Un vent de défiance qui pourrait tourner
Parmi la multitude des problématiques du métier, la réduction des zones de pêche s’est récemment accélérée et s’avère très concrète pour les pêcheurs. Outre les aires marines protégées qui ont créé moult remous cette année, le Brexit a aussi eu son impact, ainsi que la protection, toute relative, des dauphins dans le golf de Gascogne. Et une autre menace grandissante souffle sur lesdites zones : l’éolien en mer. Aux Assises de la mer encore, Emmanuel Macron a annoncé l’ambition de produire 18 gigawatts dès 2035 grâce à l’éolien en mer et 45 gigawatts dès 2050. Parmi la quinzaine de parcs éoliens marins en projet le long du littoral de la France métropolitaine, c’est la Normandie qui en compte le plus, avec cinq.
« La carte de la Manche n’est plus que des morceaux de zones encore pêchables, d’autant qu’on ne sait toujours pas s’il sera possible de pêcher dans ces parcs éoliens », regrette Dimitri Rogoff du CRPMEM Nomandie. Depuis la plage de galets, le parc éolien en mer de Fécamp est visible et a déjà un impact sur l’activité halieutique du port. « Il réduit grandement nos zones de pêche », confirme Kevin Truchon, patron du Gauthier-Lucile, navire fileyeur à Fécamp. « Mon bateau n’a eu aucune compensation à ce sujet car je me suis installé il y a un an et demi et seuls les anciens ont eu le droit à une aide. »

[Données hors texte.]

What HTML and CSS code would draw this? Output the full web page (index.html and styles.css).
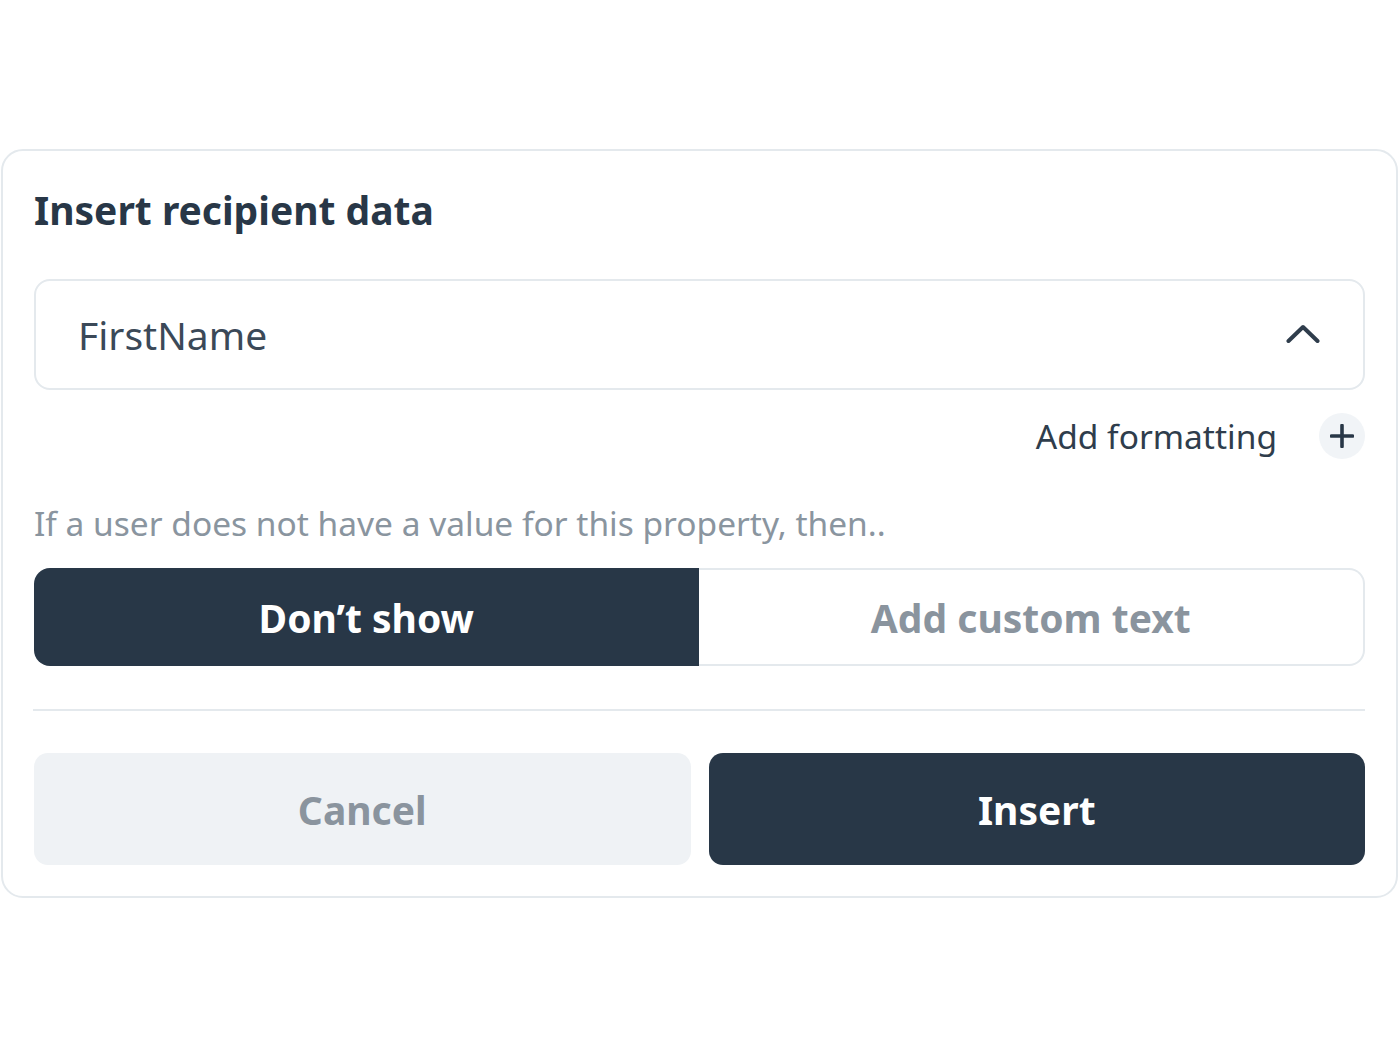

Cependant, ce vent de défiance envers l’éolien en mer pourrait bien tourner dans le futur car l’importante enveloppe de 700 millions d’euros annoncée pour moderniser la flotte française proviendrait de ce secteur énergétique en pleine croissance. Ainsi, cette somme représenterait environ 35 % de la taxe qui s’appliquera sur l’ensemble des parcs éoliens et financerait un « contrat de transformation de la pêche française » d’ici à l’été 2024, afin de moderniser l’ensemble de la filière, selon les annonces officielles. Suffisant pour que le courant passe mieux avec les pêcheurs ?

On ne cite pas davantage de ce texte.